→ **Your objective**
Start with the line that contains "Emit a component" and end with the line that contains "string; value: string;"; retype those lines and the ones between them exactly, without any pictures.

···

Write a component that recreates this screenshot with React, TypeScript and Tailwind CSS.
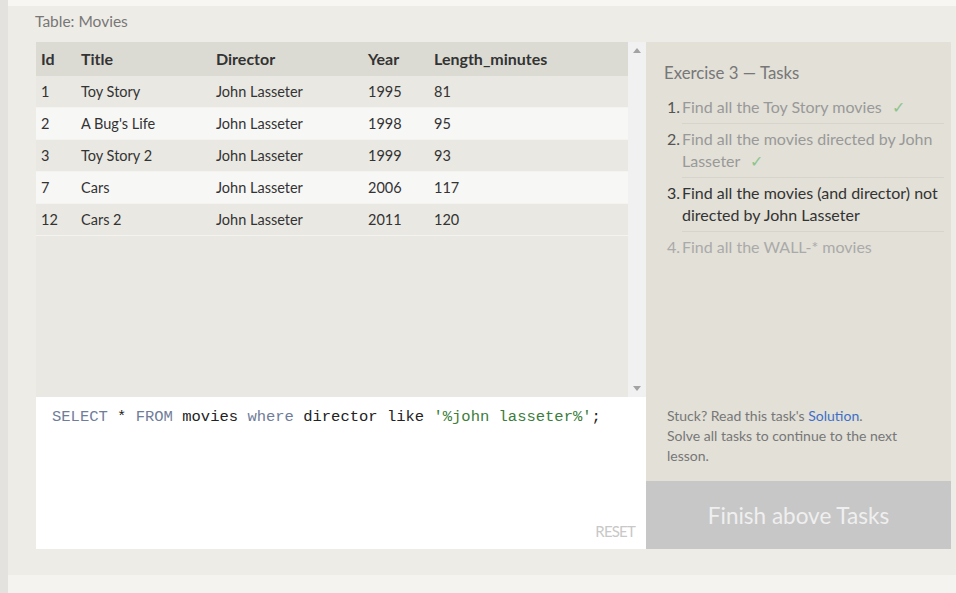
import React from 'react';

const ROWS = [
  { id: 1, title: 'Toy Story', director: 'John Lasseter', year: 1995, length: 81 },
  { id: 2, title: "A Bug's Life", director: 'John Lasseter', year: 1998, length: 95 },
  { id: 3, title: 'Toy Story 2', director: 'John Lasseter', year: 1999, length: 93 },
  { id: 7, title: 'Cars', director: 'John Lasseter', year: 2006, length: 117 },
  { id: 12, title: 'Cars 2', director: 'John Lasseter', year: 2011, length: 120 },
];

const FONT = "font-['Segoe_UI','Lato','Noto_Sans',sans-serif]";

function Check() {
  return <span className="ml-[10px] text-[#8cc58c]">✓</span>;
}

export default function App() {
  return (
    <div className={`flex h-[593px] w-[956px] bg-[#f4f3ef] ${FONT}`}>
      <div className="w-[8px] bg-[#e3e2de]" />
      <div className="flex flex-1 flex-col">
        <div className="h-[6px] bg-[#f7f6f3]" />
        <div className="h-[569px] bg-[#eeece6] pl-[28px] pr-[5px]">
          <div className="-ml-[1px] h-[36px] pt-[5px] text-[15.5px] leading-[20px] text-[#777]">Table: Movies</div>

          <div className="flex">
            {/* left: results + editor */}
            <div className="flex w-[610px] flex-col">
              <div className="flex h-[355px]">
                <div className="w-[592px] bg-[#e9e8e2] text-[14.5px] text-[#333]">
                  <div className="flex h-[34px] items-center bg-[#dcdbd3] text-[16px] font-bold text-[#333]">
                    <div className="w-[45px] pl-[5px]">Id</div>
                    <div className="w-[135px]">Title</div>
                    <div className="w-[152px]">Director</div>
                    <div className="w-[66px]">Year</div>
                    <div>Length_minutes</div>
                  </div>
                  {ROWS.map((r, i) => (
                    <div
                      key={r.id}
                      className={`flex h-[32px] items-center border-b border-[#f4f3f0] ${i % 2 ? 'bg-[#f7f7f6]' : 'bg-[#e9e8e2]'}`}
                    >
                      <div className="w-[45px] pl-[5px]">{r.id}</div>
                      <div className="w-[135px]">{r.title}</div>
                      <div className="w-[152px]">{r.director}</div>
                      <div className="w-[66px]">{r.year}</div>
                      <div>{r.length}</div>
                    </div>
                  ))}
                </div>
                {/* scrollbar */}
                <div className="flex w-[18px] flex-col items-center justify-between bg-[#f1f1f1] py-[6px]">
                  <svg width="8" height="5" viewBox="0 0 8 5"><path d="M0 5 L4 0 L8 5 Z" fill="#a3a3a3" /></svg>
                  <svg width="8" height="5" viewBox="0 0 8 5"><path d="M0 0 L4 5 L8 0 Z" fill="#a3a3a3" /></svg>
                </div>
              </div>
              <div className="relative h-[152px] bg-white px-[16px] pt-[8px] font-['Liberation_Mono',monospace] text-[15.5px] leading-[24px] text-[#222]">
                <span className="text-[#6f7d99]">SELECT</span> * <span className="text-[#6f7d99]">FROM</span> movies{' '}
                <span className="text-[#6f7d99]">where</span> director like{' '}
                <span className="text-[#3b7d3b]">'%john lasseter%'</span>;
                <div className={`absolute bottom-[6px] right-[11px] text-[15px] tracking-[-0.8px] text-[#c8c8c8] ${FONT}`}>RESET</div>
              </div>
            </div>

            {/* right: tasks */}
            <div className="flex w-[305px] flex-col bg-[#e2e0d7]">
              <div className="flex-1 pl-[18px] pr-[7px] pt-[19px]">
                <div className="text-[16.8px] leading-[24px] text-[#777]">Exercise 3 — Tasks</div>
                <ol className="mt-[11px] pl-[3px] text-[16px] leading-[22px]">
                  <li className="flex pb-[4px]">
                    <span className="w-[15px] text-[#555]">1.</span>
                    <span className="flex-1 border-b border-[#d6d4cb] pb-[5px] text-[#999]">Find all the Toy Story movies<Check /></span>
                  </li>
                  <li className="flex pb-[4px]">
                    <span className="w-[15px] text-[#555]">2.</span>
                    <span className="flex-1 border-b border-[#d6d4cb] pb-[5px] text-[#999]">Find all the movies directed by John Lasseter<Check /></span>
                  </li>
                  <li className="flex pb-[4px]">
                    <span className="w-[15px] text-[#333]">3.</span>
                    <span className="flex-1 border-b border-[#d6d4cb] pb-[5px] text-[#333]">Find all the movies (and director) not directed by John Lasseter</span>
                  </li>
                  <li className="flex">
                    <span className="w-[15px] text-[#aaa]">4.</span>
                    <span className="flex-1 text-[#aaa]">Find all the WALL-* movies</span>
                  </li>
                </ol>
              </div>
              <div className="pb-[15px] pl-[21px] pr-[30px] text-[14px] leading-[20px] text-[#777]">
                Stuck? Read this task's <span className="text-[#3d6fc7]">Solution</span>.
                <br />
                Solve all tasks to continue to the next lesson.
              </div>
              <div className="flex h-[68px] items-center justify-center bg-[#c7c7c7] pt-[2px] text-[22.5px] text-[#efefef]">
                Finish above Tasks
              </div>
            </div>
          </div>
        </div>
        <div className="flex-1 bg-[#f4f3ef]" />
      </div>
    </div>
  );
}
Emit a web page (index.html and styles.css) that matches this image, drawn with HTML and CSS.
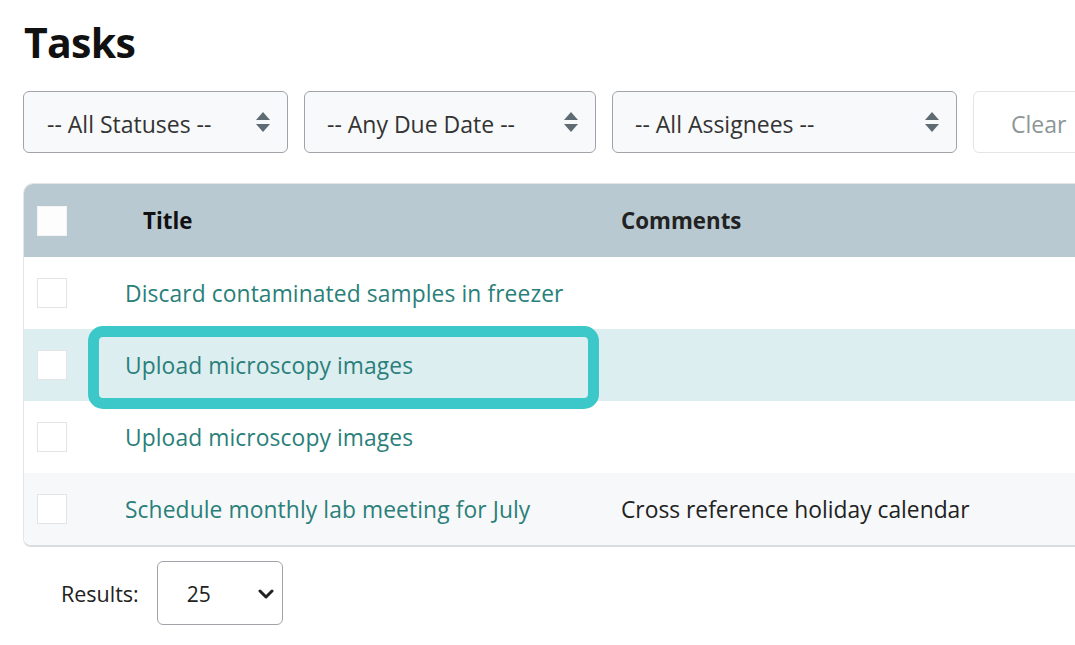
FILE: index.html
```html
<!DOCTYPE html>
<html lang="en">
<head>
<meta charset="utf-8">
<title>Tasks</title>
<link rel="stylesheet" href="styles.css">
</head>
<body>
<div class="page">
  <h1 class="title">Tasks</h1>

  <div class="filters">
    <div class="select w1">
      <span>-- All Statuses --</span>
      <svg class="updown" width="16" height="22" viewBox="0 0 16 22"><path d="M8 1 L15 9 L1 9 Z M1 13 L15 13 L8 21 Z" fill="#5f6b73"/></svg>
    </div>
    <div class="select w2">
      <span>-- Any Due Date --</span>
      <svg class="updown" width="16" height="22" viewBox="0 0 16 22"><path d="M8 1 L15 9 L1 9 Z M1 13 L15 13 L8 21 Z" fill="#5f6b73"/></svg>
    </div>
    <div class="select w3">
      <span>-- All Assignees --</span>
      <svg class="updown" width="16" height="22" viewBox="0 0 16 22"><path d="M8 1 L15 9 L1 9 Z M1 13 L15 13 L8 21 Z" fill="#5f6b73"/></svg>
    </div>
    <div class="btn-clear">Clear</div>
  </div>

  <div class="table">
    <div class="row head">
      <div class="cell-check"><span class="box box-head"></span></div>
      <div class="cell-title th-title">Title</div>
      <div class="cell-comments">Comments</div>
    </div>
    <div class="row">
      <div class="cell-check"><span class="box"></span></div>
      <div class="cell-title"><a class="link">Discard contaminated samples in freezer</a></div>
      <div class="cell-comments"></div>
    </div>
    <div class="row active">
      <div class="cell-check"><span class="box"></span></div>
      <div class="cell-title"><a class="link">Upload microscopy images</a></div>
      <div class="cell-comments"></div>
      <div class="callout"></div>
    </div>
    <div class="row">
      <div class="cell-check"><span class="box"></span></div>
      <div class="cell-title"><a class="link">Upload microscopy images</a></div>
      <div class="cell-comments"></div>
    </div>
    <div class="row striped last">
      <div class="cell-check"><span class="box"></span></div>
      <div class="cell-title"><a class="link">Schedule monthly lab meeting for July</a></div>
      <div class="cell-comments">Cross reference holiday calendar</div>
    </div>
  </div>

  <div class="results">
    <span class="results-label">Results:</span>
    <div class="page-size">
      <span>25</span>
      <svg class="chev" width="16" height="12" viewBox="0 0 16 12"><path d="M2 3 L8 9 L14 3" fill="none" stroke="#222" stroke-width="3" stroke-linecap="round" stroke-linejoin="round"/></svg>
    </div>
  </div>
</div>
</body>
</html>
```

FILE: styles.css
```css
* { box-sizing: border-box; }

html, body {
  margin: 0;
  padding: 0;
  background: #ffffff;
  font-family: "Open Sans", "Noto Sans", "Liberation Sans", sans-serif;
  color: #222;
  overflow: hidden;
}

.page {
  width: 1075px;
  overflow: hidden;
  padding: 14px 0 0 23px;
}

.title {
  margin: 0 0 0 1px;
  font-size: 41px;
  font-weight: 700;
  line-height: 56px;
  color: #111;
  letter-spacing: -0.7px;
}

.filters {
  display: flex;
  gap: 16px;
  margin-top: 21px;
}

.select {
  flex: none;
  height: 62px;
  border: 1.5px solid #a0a4a8;
  border-radius: 6px;
  background: #f8f9fa;
  display: flex;
  align-items: center;
  justify-content: space-between;
  padding: 0 16px 0 23px;
  font-size: 23px;
  color: #333;
}
.select span { position: relative; top: 2px; }
.select.w1 { width: 265px; }
.select.w2 { width: 292px; padding-left: 22px; padding-right: 16px; }
.select.w3 { width: 345px; padding-left: 22px; padding-right: 16px; }

.updown { display: block; }

.btn-clear {
  flex: none;
  width: 140px;
  height: 62px;
  border: 1.5px solid #e2e5e8;
  border-radius: 6px;
  background: #fff;
  display: flex;
  align-items: center;
  padding: 3px 0 0 37px;
  font-size: 23px;
  color: #8c9696;
}

.table {
  margin-top: 30px;
  width: 1100px;
  border: 1px solid #e3e6e8;
  border-bottom: 2px solid #dadddf;
  border-radius: 10px 0 0 8px;
}

.row {
  position: relative;
  display: grid;
  grid-template-columns: 101px 496px 1fr;
  align-items: center;
  height: 72px;
  font-size: 22.8px;
  background: #fff;
}
.row.head {
  height: 73px;
  background: #b9c9d1;
  border-radius: 9px 0 0 0;
  font-weight: 700;
  font-size: 22.3px;
  color: #111;
}
.row.active { background: #ddeef1; }
.row.striped { background: #f7f8f9; }
.row.last { border-radius: 0 0 0 8px; }

.cell-check {
  padding-left: 13px;
  display: flex;
  align-items: center;
}
.box {
  width: 30px;
  height: 30px;
  border: 1px solid #e2e4e6;
  background: #fff;
  display: block;
}
.box-head {
  border-color: #f3f4f5;
  background: #fdfdfd;
}

.th-title { padding-left: 18px; }

.link {
  color: #2a7f7a;
  text-decoration: none;
  letter-spacing: 0.1px;
}

.cell-comments { color: #222; }

.callout {
  position: absolute;
  z-index: 2;
  left: 64px;
  top: -3px;
  width: 511px;
  height: 83px;
  border: 11px solid #3cc8c8;
  border-radius: 15px;
  pointer-events: none;
}

.results {
  display: flex;
  align-items: center;
  margin-top: 14px;
  padding-left: 38px;
}
.results-label {
  font-size: 21.5px;
  color: #222;
  margin-right: 18px;
}
.page-size {
  width: 126px;
  height: 64px;
  border: 1.5px solid #a0a4a8;
  border-radius: 6px;
  background: #fff;
  display: flex;
  align-items: center;
  justify-content: space-between;
  padding: 2px 8px 0 29px;
  font-size: 21px;
  color: #222;
}
.chev { display: block; }
```
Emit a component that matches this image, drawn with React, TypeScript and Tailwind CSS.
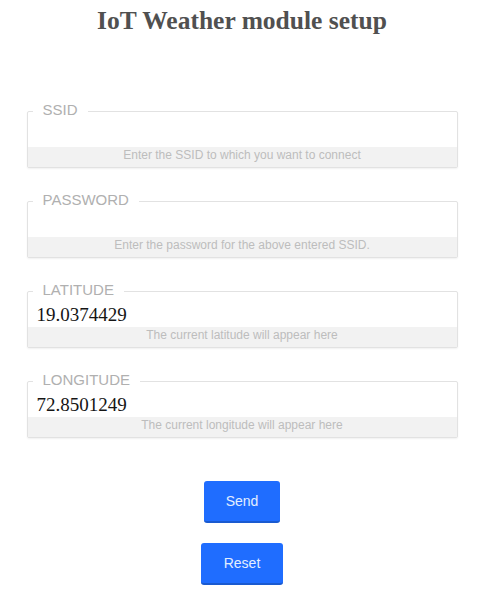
import React from "react";

type Field = { label: string; value: string; help: string };

const fields: Field[] = [
  { label: "SSID", value: "", help: "Enter the SSID to which you want to connect" },
  { label: "PASSWORD", value: "", help: "Enter the password for the above entered SSID." },
  { label: "LATITUDE", value: "19.0374429", help: "The current latitude will appear here" },
  { label: "LONGITUDE", value: "72.8501249", help: "The current longitude will appear here" },
];

function FieldBox({ f }: { f: Field }) {
  return (
    <div className="relative w-[431px] mx-auto border border-[#e2e2e2] rounded-[2px] shadow-[0_1px_2px_rgba(0,0,0,0.06)] bg-white">
      <div className="absolute top-[-11px] left-[5px] bg-white px-[10px] text-[15px] leading-[18px] text-[#b0b0b0] font-['Liberation_Sans',Arial,sans-serif]">
        {f.label}
      </div>
      <div className="h-[35px] pt-[12px] pl-[9px] text-[19px] leading-[22px] text-[#151515] font-['Liberation_Serif','Times_New_Roman',serif]">
        {f.value}
      </div>
      <div className="h-[20px] bg-[#f2f2f2] text-center text-[12px] leading-[17px] text-[#bdbdbd] font-['Liberation_Sans',Arial,sans-serif]">
        {f.help}
      </div>
    </div>
  );
}

export default function App() {
  return (
    <div className="w-[484px] bg-white min-h-[600px]">
      <h1 className="pt-[6px] text-center text-[25.5px] leading-[30px] font-bold text-[#505050] font-['Liberation_Serif','Times_New_Roman',serif]">
        IoT Weather module setup
      </h1>
      <div className="mt-[75px] flex flex-col gap-[33px]">
        {fields.map((f) => (
          <FieldBox key={f.label} f={f} />
        ))}
      </div>
      <div className="mt-[43px] flex flex-col items-center gap-[20px]">
        <button className="h-[42px] px-[22px] rounded-[3px] bg-[#1f6dff] border-b-2 border-[#1a5ad0] text-[14px] text-[#e3eeff] font-['Liberation_Sans',Arial,sans-serif]">
          Send
        </button>
        <button className="h-[42px] px-[23px] rounded-[3px] bg-[#1f6dff] border-b-2 border-[#1a5ad0] text-[14px] text-[#e3eeff] font-['Liberation_Sans',Arial,sans-serif]">
          Reset
        </button>
      </div>
    </div>
  );
}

···

→ **Solution for this problem**
Emit a component that matches this image, drawn with React, TypeScript and Tailwind CSS.
import React from "react";

type Field = { label: string; value: string; help: string };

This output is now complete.